Records for processing:
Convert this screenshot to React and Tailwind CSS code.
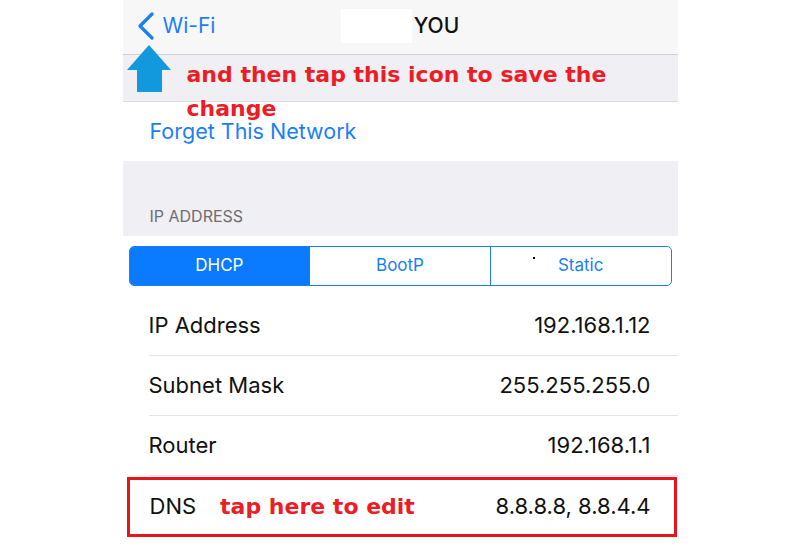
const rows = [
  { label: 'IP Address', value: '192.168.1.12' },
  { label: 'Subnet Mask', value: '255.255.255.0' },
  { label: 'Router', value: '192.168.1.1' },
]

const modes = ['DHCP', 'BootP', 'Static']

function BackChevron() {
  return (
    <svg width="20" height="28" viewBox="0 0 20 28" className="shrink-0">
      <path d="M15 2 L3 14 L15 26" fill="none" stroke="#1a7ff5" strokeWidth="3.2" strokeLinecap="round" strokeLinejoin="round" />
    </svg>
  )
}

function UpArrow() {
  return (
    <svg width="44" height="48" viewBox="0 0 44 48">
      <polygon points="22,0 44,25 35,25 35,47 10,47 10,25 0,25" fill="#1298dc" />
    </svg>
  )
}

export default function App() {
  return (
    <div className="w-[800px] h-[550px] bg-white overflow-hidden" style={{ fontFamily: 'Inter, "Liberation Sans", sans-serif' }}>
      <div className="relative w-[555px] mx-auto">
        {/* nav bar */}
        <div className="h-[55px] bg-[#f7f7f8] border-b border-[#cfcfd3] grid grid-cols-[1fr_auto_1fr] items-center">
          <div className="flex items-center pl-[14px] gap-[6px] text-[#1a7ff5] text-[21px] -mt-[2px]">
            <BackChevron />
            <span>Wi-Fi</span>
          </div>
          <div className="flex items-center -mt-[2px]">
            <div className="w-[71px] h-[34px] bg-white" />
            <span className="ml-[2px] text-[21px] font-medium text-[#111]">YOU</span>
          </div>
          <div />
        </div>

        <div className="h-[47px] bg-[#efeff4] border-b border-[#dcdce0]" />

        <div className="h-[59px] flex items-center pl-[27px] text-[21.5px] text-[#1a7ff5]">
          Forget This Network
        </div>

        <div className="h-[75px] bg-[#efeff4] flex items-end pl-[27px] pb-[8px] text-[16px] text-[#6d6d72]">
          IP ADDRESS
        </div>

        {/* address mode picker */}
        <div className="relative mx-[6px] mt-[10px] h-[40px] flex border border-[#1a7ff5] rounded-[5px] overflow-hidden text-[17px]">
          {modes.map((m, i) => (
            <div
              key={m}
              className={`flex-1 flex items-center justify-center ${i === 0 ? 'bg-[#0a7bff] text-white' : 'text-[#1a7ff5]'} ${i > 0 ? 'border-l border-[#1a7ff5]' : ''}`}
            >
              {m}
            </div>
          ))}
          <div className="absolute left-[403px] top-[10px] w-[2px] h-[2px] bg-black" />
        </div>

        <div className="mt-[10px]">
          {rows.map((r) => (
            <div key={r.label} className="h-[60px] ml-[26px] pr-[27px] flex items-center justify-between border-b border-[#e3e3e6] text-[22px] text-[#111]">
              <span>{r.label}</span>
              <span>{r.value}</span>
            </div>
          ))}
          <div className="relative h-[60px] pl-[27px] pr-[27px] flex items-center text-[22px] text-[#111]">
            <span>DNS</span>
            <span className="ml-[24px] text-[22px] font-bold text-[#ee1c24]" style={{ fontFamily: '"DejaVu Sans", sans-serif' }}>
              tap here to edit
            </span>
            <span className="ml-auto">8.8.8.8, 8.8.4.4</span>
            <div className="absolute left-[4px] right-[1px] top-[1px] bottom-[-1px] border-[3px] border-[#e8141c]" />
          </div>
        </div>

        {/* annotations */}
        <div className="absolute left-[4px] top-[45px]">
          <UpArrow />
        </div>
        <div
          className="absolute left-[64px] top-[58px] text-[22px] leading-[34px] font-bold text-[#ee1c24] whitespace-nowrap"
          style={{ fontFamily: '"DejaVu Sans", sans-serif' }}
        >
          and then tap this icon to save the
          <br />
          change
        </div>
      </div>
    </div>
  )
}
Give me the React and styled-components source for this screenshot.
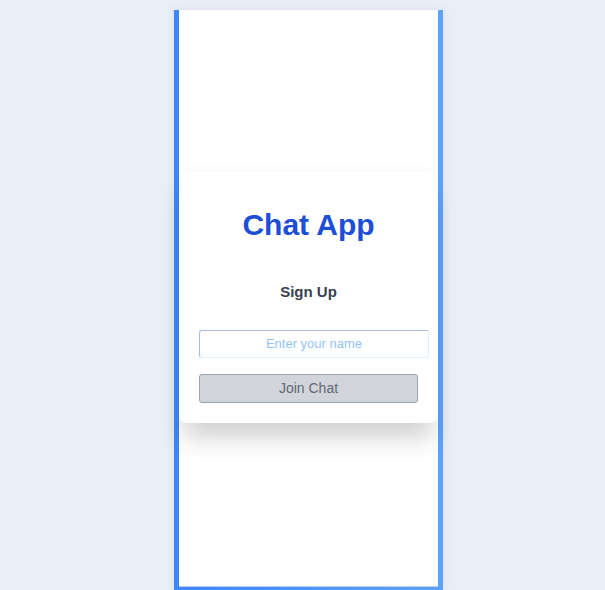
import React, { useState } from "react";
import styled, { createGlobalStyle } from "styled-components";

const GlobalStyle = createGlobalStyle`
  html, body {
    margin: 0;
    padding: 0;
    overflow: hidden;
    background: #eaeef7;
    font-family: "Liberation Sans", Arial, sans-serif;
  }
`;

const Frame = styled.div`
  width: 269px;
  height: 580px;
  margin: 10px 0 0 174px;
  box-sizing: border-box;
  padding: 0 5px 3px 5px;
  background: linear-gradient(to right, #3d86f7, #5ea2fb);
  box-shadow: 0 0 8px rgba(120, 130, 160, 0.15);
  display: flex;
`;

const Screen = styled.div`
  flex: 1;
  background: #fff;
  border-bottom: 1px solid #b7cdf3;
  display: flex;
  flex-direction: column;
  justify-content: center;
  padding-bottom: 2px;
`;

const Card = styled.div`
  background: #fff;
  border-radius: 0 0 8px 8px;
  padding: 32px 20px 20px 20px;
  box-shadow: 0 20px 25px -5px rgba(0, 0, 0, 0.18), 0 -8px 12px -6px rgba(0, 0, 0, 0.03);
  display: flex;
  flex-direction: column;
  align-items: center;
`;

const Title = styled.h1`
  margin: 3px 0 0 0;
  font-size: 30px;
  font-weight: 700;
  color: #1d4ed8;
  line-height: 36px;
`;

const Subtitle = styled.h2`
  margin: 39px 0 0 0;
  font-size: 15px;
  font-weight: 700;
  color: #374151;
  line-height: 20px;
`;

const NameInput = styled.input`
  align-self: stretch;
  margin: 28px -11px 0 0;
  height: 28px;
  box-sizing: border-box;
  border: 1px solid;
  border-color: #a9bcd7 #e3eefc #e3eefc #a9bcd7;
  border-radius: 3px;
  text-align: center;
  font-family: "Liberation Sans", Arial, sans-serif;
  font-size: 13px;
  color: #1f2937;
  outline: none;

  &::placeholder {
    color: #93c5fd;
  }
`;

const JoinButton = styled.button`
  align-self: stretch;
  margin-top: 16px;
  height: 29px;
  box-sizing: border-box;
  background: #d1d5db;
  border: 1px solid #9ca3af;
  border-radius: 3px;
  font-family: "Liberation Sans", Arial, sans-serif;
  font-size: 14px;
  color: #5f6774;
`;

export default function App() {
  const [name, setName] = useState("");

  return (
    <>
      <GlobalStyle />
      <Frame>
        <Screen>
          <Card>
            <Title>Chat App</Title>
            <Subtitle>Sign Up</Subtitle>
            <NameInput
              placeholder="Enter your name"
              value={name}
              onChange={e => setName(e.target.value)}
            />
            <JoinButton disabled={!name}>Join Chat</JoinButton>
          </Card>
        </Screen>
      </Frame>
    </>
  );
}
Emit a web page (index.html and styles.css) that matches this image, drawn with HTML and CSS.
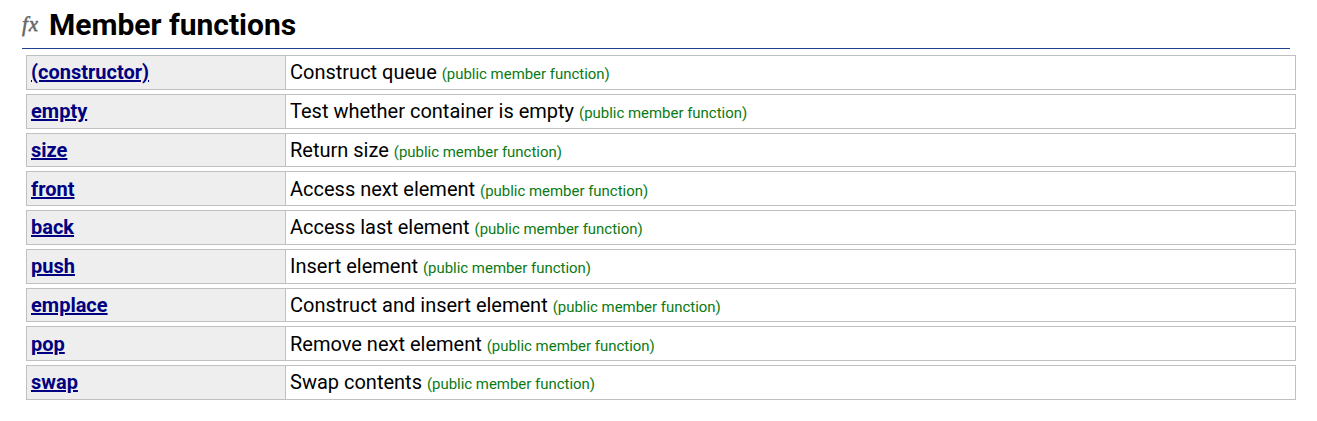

Task details:
Images in the data above are to be skipped. Retype all other material exactly.

Correct answer:
Convert this screenshot to React and Tailwind CSS code.
const rows = [
  { label: 'IP Address', value: '192.168.1.12' },
  { label: 'Subnet Mask', value: '255.255.255.0' },
  { label: 'Router', value: '192.168.1.1' },
]

const modes = ['DHCP', 'BootP', 'Static']

function BackChevron() {
  return (
    <svg width="20" height="28" viewBox="0 0 20 28" className="shrink-0">
      <path d="M15 2 L3 14 L15 26" fill="none" stroke="#1a7ff5" strokeWidth="3.2" strokeLinecap="round" strokeLinejoin="round" />
    </svg>
  )
}

function UpArrow() {
  return (
    <svg width="44" height="48" viewBox="0 0 44 48">
      <polygon points="22,0 44,25 35,25 35,47 10,47 10,25 0,25" fill="#1298dc" />
    </svg>
  )
}

export default function App() {
  return (
    <div className="w-[800px] h-[550px] bg-white overflow-hidden" style={{ fontFamily: 'Inter, "Liberation Sans", sans-serif' }}>
      <div className="relative w-[555px] mx-auto">
        {/* nav bar */}
        <div className="h-[55px] bg-[#f7f7f8] border-b border-[#cfcfd3] grid grid-cols-[1fr_auto_1fr] items-center">
          <div className="flex items-center pl-[14px] gap-[6px] text-[#1a7ff5] text-[21px] -mt-[2px]">
            <BackChevron />
            <span>Wi-Fi</span>
          </div>
          <div className="flex items-center -mt-[2px]">
            <div className="w-[71px] h-[34px] bg-white" />
            <span className="ml-[2px] text-[21px] font-medium text-[#111]">YOU</span>
          </div>
          <div />
        </div>

        <div className="h-[47px] bg-[#efeff4] border-b border-[#dcdce0]" />

        <div className="h-[59px] flex items-center pl-[27px] text-[21.5px] text-[#1a7ff5]">
          Forget This Network
        </div>

        <div className="h-[75px] bg-[#efeff4] flex items-end pl-[27px] pb-[8px] text-[16px] text-[#6d6d72]">
          IP ADDRESS
        </div>

        {/* address mode picker */}
        <div className="relative mx-[6px] mt-[10px] h-[40px] flex border border-[#1a7ff5] rounded-[5px] overflow-hidden text-[17px]">
          {modes.map((m, i) => (
            <div
              key={m}
              className={`flex-1 flex items-center justify-center ${i === 0 ? 'bg-[#0a7bff] text-white' : 'text-[#1a7ff5]'} ${i > 0 ? 'border-l border-[#1a7ff5]' : ''}`}
            >
              {m}
            </div>
          ))}
          <div className="absolute left-[403px] top-[10px] w-[2px] h-[2px] bg-black" />
        </div>

        <div className="mt-[10px]">
          {rows.map((r) => (
            <div key={r.label} className="h-[60px] ml-[26px] pr-[27px] flex items-center justify-between border-b border-[#e3e3e6] text-[22px] text-[#111]">
              <span>{r.label}</span>
              <span>{r.value}</span>
            </div>
          ))}
          <div className="relative h-[60px] pl-[27px] pr-[27px] flex items-center text-[22px] text-[#111]">
            <span>DNS</span>
            <span className="ml-[24px] text-[22px] font-bold text-[#ee1c24]" style={{ fontFamily: '"DejaVu Sans", sans-serif' }}>
              tap here to edit
            </span>
            <span className="ml-auto">8.8.8.8, 8.8.4.4</span>
            <div className="absolute left-[4px] right-[1px] top-[1px] bottom-[-1px] border-[3px] border-[#e8141c]" />
          </div>
        </div>

        {/* annotations */}
        <div className="absolute left-[4px] top-[45px]">
          <UpArrow />
        </div>
        <div
          className="absolute left-[64px] top-[58px] text-[22px] leading-[34px] font-bold text-[#ee1c24] whitespace-nowrap"
          style={{ fontFamily: '"DejaVu Sans", sans-serif' }}
        >
          and then tap this icon to save the
          <br />
          change
        </div>
      </div>
    </div>
  )
}
Give me the React and styled-components source for this screenshot.
import React, { useState } from "react";
import styled, { createGlobalStyle } from "styled-components";

const GlobalStyle = createGlobalStyle`
  html, body {
    margin: 0;
    padding: 0;
    overflow: hidden;
    background: #eaeef7;
    font-family: "Liberation Sans", Arial, sans-serif;
  }
`;

const Frame = styled.div`
  width: 269px;
  height: 580px;
  margin: 10px 0 0 174px;
  box-sizing: border-box;
  padding: 0 5px 3px 5px;
  background: linear-gradient(to right, #3d86f7, #5ea2fb);
  box-shadow: 0 0 8px rgba(120, 130, 160, 0.15);
  display: flex;
`;

const Screen = styled.div`
  flex: 1;
  background: #fff;
  border-bottom: 1px solid #b7cdf3;
  display: flex;
  flex-direction: column;
  justify-content: center;
  padding-bottom: 2px;
`;

const Card = styled.div`
  background: #fff;
  border-radius: 0 0 8px 8px;
  padding: 32px 20px 20px 20px;
  box-shadow: 0 20px 25px -5px rgba(0, 0, 0, 0.18), 0 -8px 12px -6px rgba(0, 0, 0, 0.03);
  display: flex;
  flex-direction: column;
  align-items: center;
`;

const Title = styled.h1`
  margin: 3px 0 0 0;
  font-size: 30px;
  font-weight: 700;
  color: #1d4ed8;
  line-height: 36px;
`;

const Subtitle = styled.h2`
  margin: 39px 0 0 0;
  font-size: 15px;
  font-weight: 700;
  color: #374151;
  line-height: 20px;
`;

const NameInput = styled.input`
  align-self: stretch;
  margin: 28px -11px 0 0;
  height: 28px;
  box-sizing: border-box;
  border: 1px solid;
  border-color: #a9bcd7 #e3eefc #e3eefc #a9bcd7;
  border-radius: 3px;
  text-align: center;
  font-family: "Liberation Sans", Arial, sans-serif;
  font-size: 13px;
  color: #1f2937;
  outline: none;

  &::placeholder {
    color: #93c5fd;
  }
`;

const JoinButton = styled.button`
  align-self: stretch;
  margin-top: 16px;
  height: 29px;
  box-sizing: border-box;
  background: #d1d5db;
  border: 1px solid #9ca3af;
  border-radius: 3px;
  font-family: "Liberation Sans", Arial, sans-serif;
  font-size: 14px;
  color: #5f6774;
`;

export default function App() {
  const [name, setName] = useState("");

  return (
    <>
      <GlobalStyle />
      <Frame>
        <Screen>
          <Card>
            <Title>Chat App</Title>
            <Subtitle>Sign Up</Subtitle>
            <NameInput
              placeholder="Enter your name"
              value={name}
              onChange={e => setName(e.target.value)}
            />
            <JoinButton disabled={!name}>Join Chat</JoinButton>
          </Card>
        </Screen>
      </Frame>
    </>
  );
}
Emit a web page (index.html and styles.css) that matches this image, drawn with HTML and CSS.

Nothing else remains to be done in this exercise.